Outside the Visitor Center, visitors are encouraged to walk the memorial’s nature trail. The trail winds along the shoreline of the park and takes the visitor through a mangrove forest that is much like the one De Soto would have landed in centuries ago.
|The living history presentations that are given from December through April in the De Soto National Memorial take place amid a reconstructed camp modeled after what the conquistadors might have built after their landing (Photo by Chelsea Pillsbury).|
Visitors can walk the trails, pack a picnic, and enjoy the beach. Many locals and tourists alike, visit the memorial to engage in bird watching or fishing along the beach. Those with a boat can even anchor their boats in the small, calm cove nestled into the park’s shoreline and swim ashore.

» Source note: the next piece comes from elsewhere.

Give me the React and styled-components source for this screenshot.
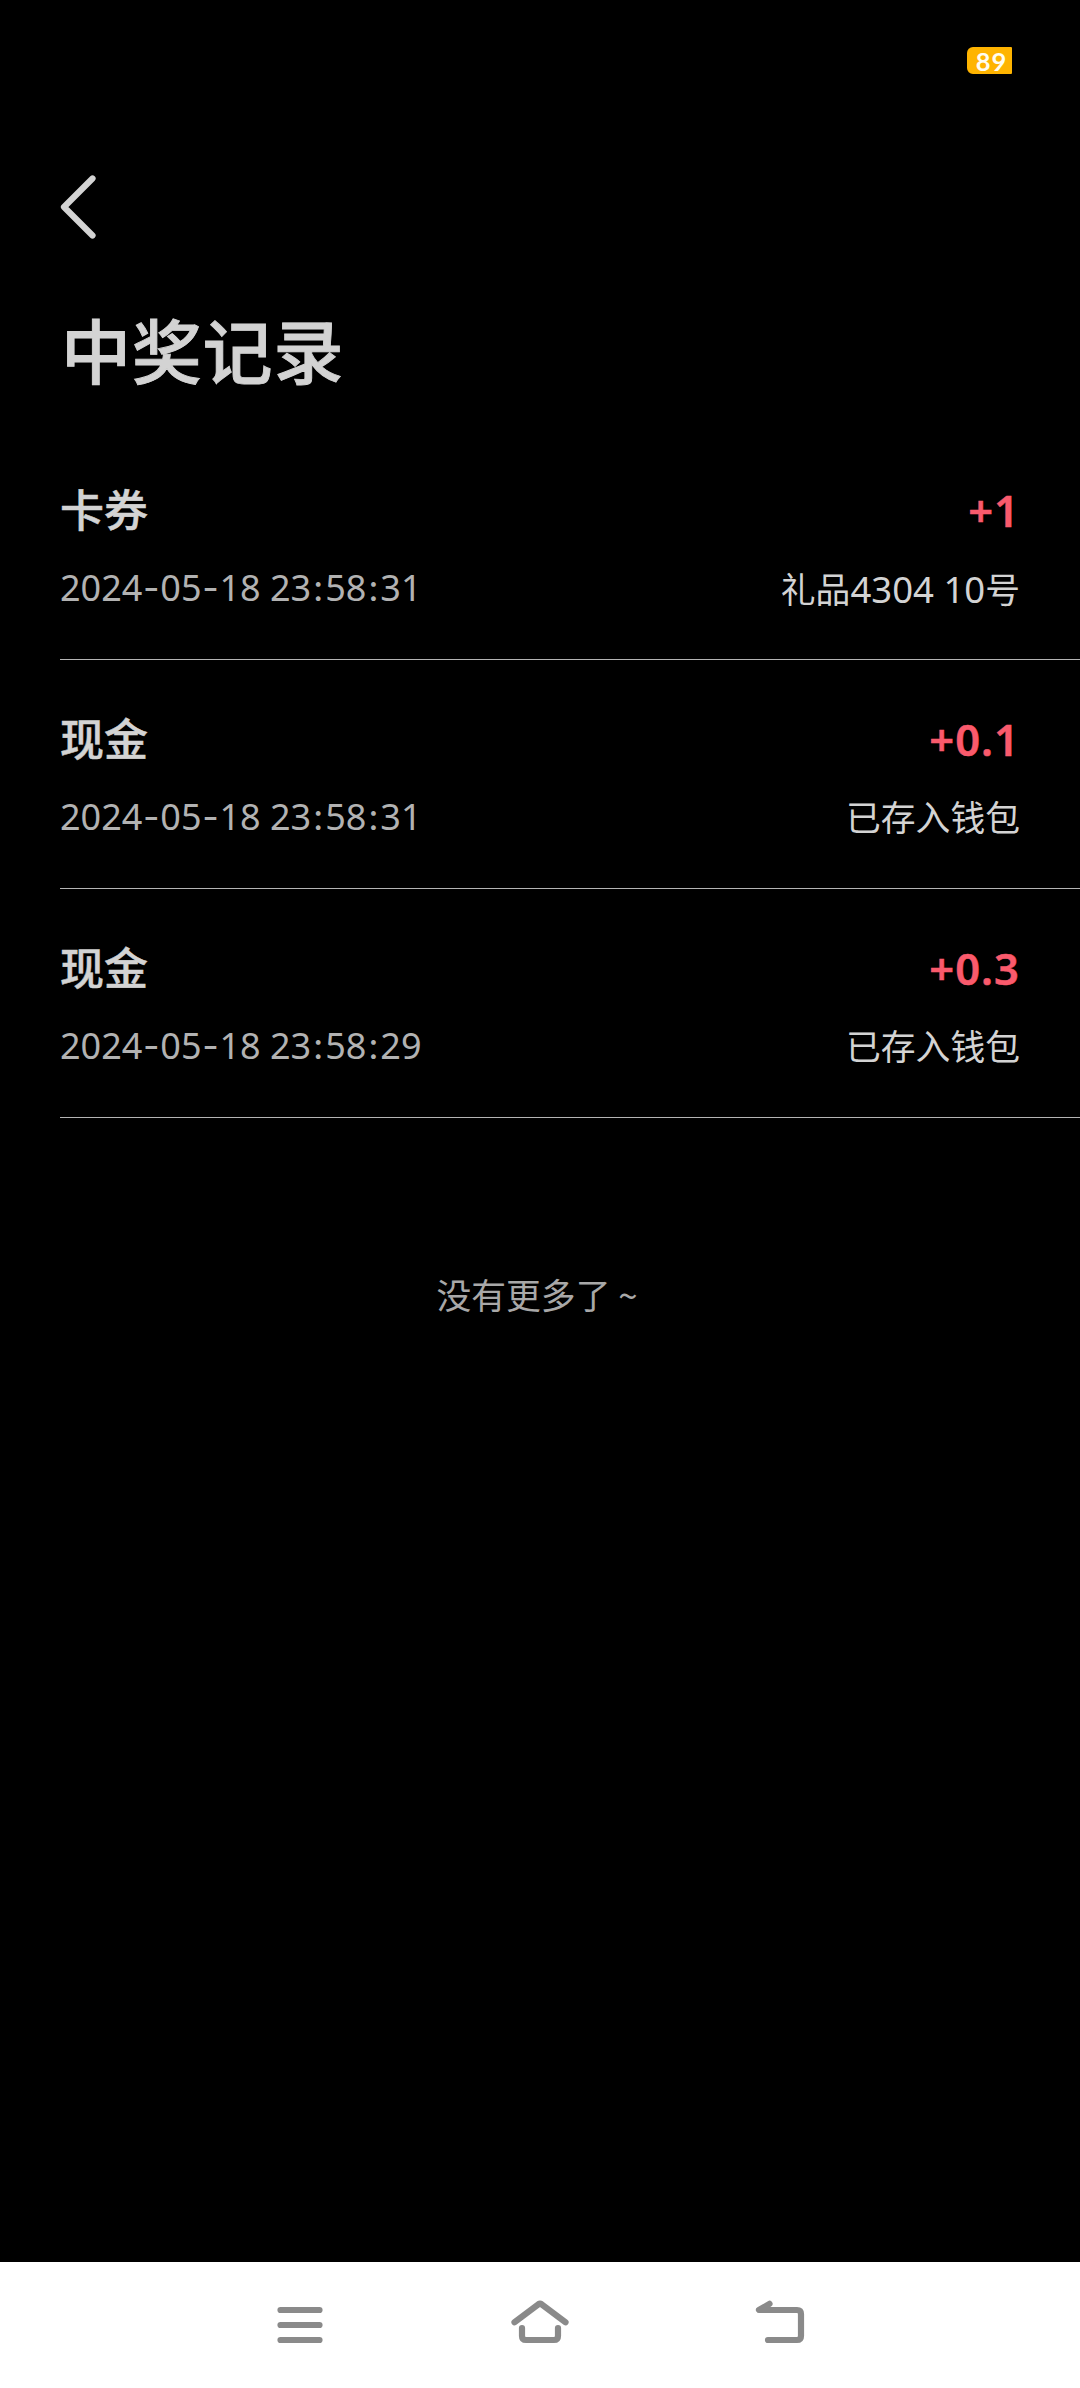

“Actually quite a few of our visitors arrive by boat and may just use the beach for a little tanning and fun,” said Lauren Duncan, another park ranger.
Others, especially locals, take advantage of the nature areas and trails to take their morning walks, either alone or with their dogs by their sides.
“Since entrance to the park is free, during our slower months we get a lot of visitors who just want to appreciate the undeveloped area while they exercise or spend time with their families,” said Misty Harley, a local who volunteers at the park a few times a week.
While these attractions draw visitors to the park all year round, the seasonal activities that the park offers are an even bigger draw.
“Our two main seasons are winter and summer. In winter we have a living history exhibit called Camp Uzita, and in summer our kayak tours bring children and adults to enjoy the weather,” said Ranger Stevens.
|At right, visitors can walk a sandy trail along the edges of the park that enables them to enjoy a beautiful view of the mouth of the Manatee River as it flows into Tampa Bay (Photos by Chelsea Pillsbury). Below, a portion of the nature trail is a raised boardwalk which allows visitors to travel into the mangroves and out to the water.|
Camp Uzita includes tales of the De Soto expedition, a blacksmithing demonstration and various exhibitions of what daily life was like for De Soto and his men while he was camped in the area.
“The most important thing for me and for all the other rangers is to make the experience new each and every time someone visits the park. All of our rangers give different presentations and we don’t keep them the same every week or every year,” said Stevens.
The memorial welcomes visitors from all over the world many of which are visiting the close by Anna Maria Island. Some even travel down from Orlando to rest after a few days at the Disney and Universal theme parks.
“Last year, we had two exchange students from Spain who visited the park. They were so interested in learning about a part of their history that we had our film translated into Spanish for them and continue to offer the movie in Spanish to our guests,” said Misty Harley.
The memorial is also attempting to branch out to other organizations to increase the diversity of their exhibits. At the moment the memorial has a small exhibit that changes its contents biannually.
Recently, the memorial acquired artifacts from the Chickasaw Nation and is expecting its next exhibit to include artifacts found by the Southeastern Archaeological Conference.
These changing exhibits contribute to creating a new experience for the visitors and help to increase the number of visitors who will return to the park.
Visitors to the park will find beautiful scenery, reminiscent of a time in Florida’s past, and a rich history that the rangers and volunteers are more than happy to share.
Rangers are attempting to find and incorporate more and more accurate information about Hernando de Soto and the lives of his men. Just as important to them is learning about how this expedition affected the lives of the native peoples he came in contact with in the southeastern United States.
Whether you think De Soto was a ruthless conqueror or a fearless visionary, the De Soto National Memorial will answer your questions, give you both sides of the story and most of all ensure that you enjoy a pleasant day exploring a portion of Florida’s Gulf Coast.
If You Go
Hours: Open daily from 9 a.m. to 5 p.m. Closed only on New Years Day, Thanksgiving and Christmas. The park may also be closed if there is a hurricane threat.
Camp Uzita: This living history camp is open only from December through April. The camp concludes with the landing event.
Nature Trail: Forty-five minute Trail Walks are offered. Inquire at the Visitor Center or call ahead to make sure of tour availability.
Picnic Area: First come first serve. Grills and alcohol are not allowed within the park.
Beaches: There are no beach access restrictions. However, no lifeguards are present.
Boating: Boaters are allowed to anchor in The Cove. Canoes and Kayaks may also be launched from this site.
Dogs: Must be on a leash.
Kayak Tours: Usually offered every day during the summer months. Call ahead to check availability.
For Kids: Check in at the Visitor Center to get a Junior Ranger Activity book.